Sa voix est explosive, presque démesurée. Des pics ahurissants jusqu’à ses derniers retranchements, les phrasés vertigineux éblouissent l’assistance.
Bette Smith, nouvelle diva de la soul, est un talent pur dans un tempérament de feu. Un phénomène vocal formé à l’école de la vie et à la chorale de l’Eglise adventiste dirigée par son père.
A la disparition de ses parents et de son jeune frère, la chanteuse originaire de Brooklyn puise dans son expérience religieuse et dans l’héritage familial les énergies pour réagir au désespoir.
« Ces décès ont forgé mon caractère. C’était le socle sur lequel j’ai pu me reconstruire. Le gospel apporte la joie, car sa spiritualité est une force pour dépasser les situations tristes », racontait la vocaliste lors de notre rencontre dans les loges du Sunset, haut lieu parisien du jazz, où elle est passée en mars et en mai derniers. Une présence magnétique sur scène, véritable découverte pour le public et la critique, qui n’a pas hésité à la comparer aux icônes de la Great Black Music.
Si pour Jazz Radio, elle est « la fille cachée de Tina Turner et Etta James » -avec laquelle la jeune afro-américaine partage certainement le charisme et l’aisance dans les genres différents : soul, blues, rock…, sa charge émotionnelle rappelle également la personnalité d’une Koko Taylor, the Queen of the Blues.

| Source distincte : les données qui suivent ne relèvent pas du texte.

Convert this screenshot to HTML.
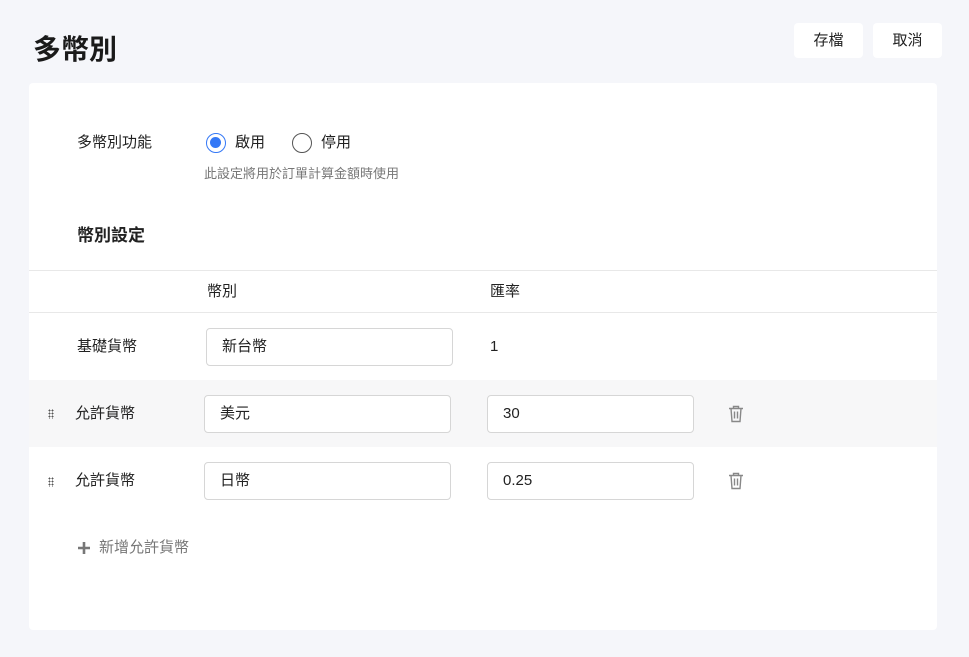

Bette Smith est solaire, avec des lignes d’ombre qui traversent son chant. On y entend, dans les fissures, l’écho des blessures anciennes avec la jubilation de la vie qui prend le dessus.
Jetlagger (Big Legal Mess/Fat Possum/The Orchard), son album, a été enregistré dans le studio du producteur Jimbo Mathus à Water Valley, dans le Mississippi. Des reprises de classiques (Isaac Hayes, Staples Singers), avec des compositions personnelles et un titre écrit spécialement pour elle par le monstre sacré Ray Charles, le mentor séduit par la sensibilité de l’étoile.
Dans la vidéo de la pièce éponyme, comme dans I Found Love ou Shackle & Chain, son flow impétueux accompagne les images de l’amour. Son chant rayonne comme un hymne à la joie.
Véritable tempête vocale, Bette Smith s’envole sur les ailes d’une voix hors de l’ordinaire. Un timbre rugueux, des tonalités presque androgynes, une fougue nourrie de passion et de ferveur.
Une voix qui prie, exulte, crie et groove, et dont on ne se lasse jamais.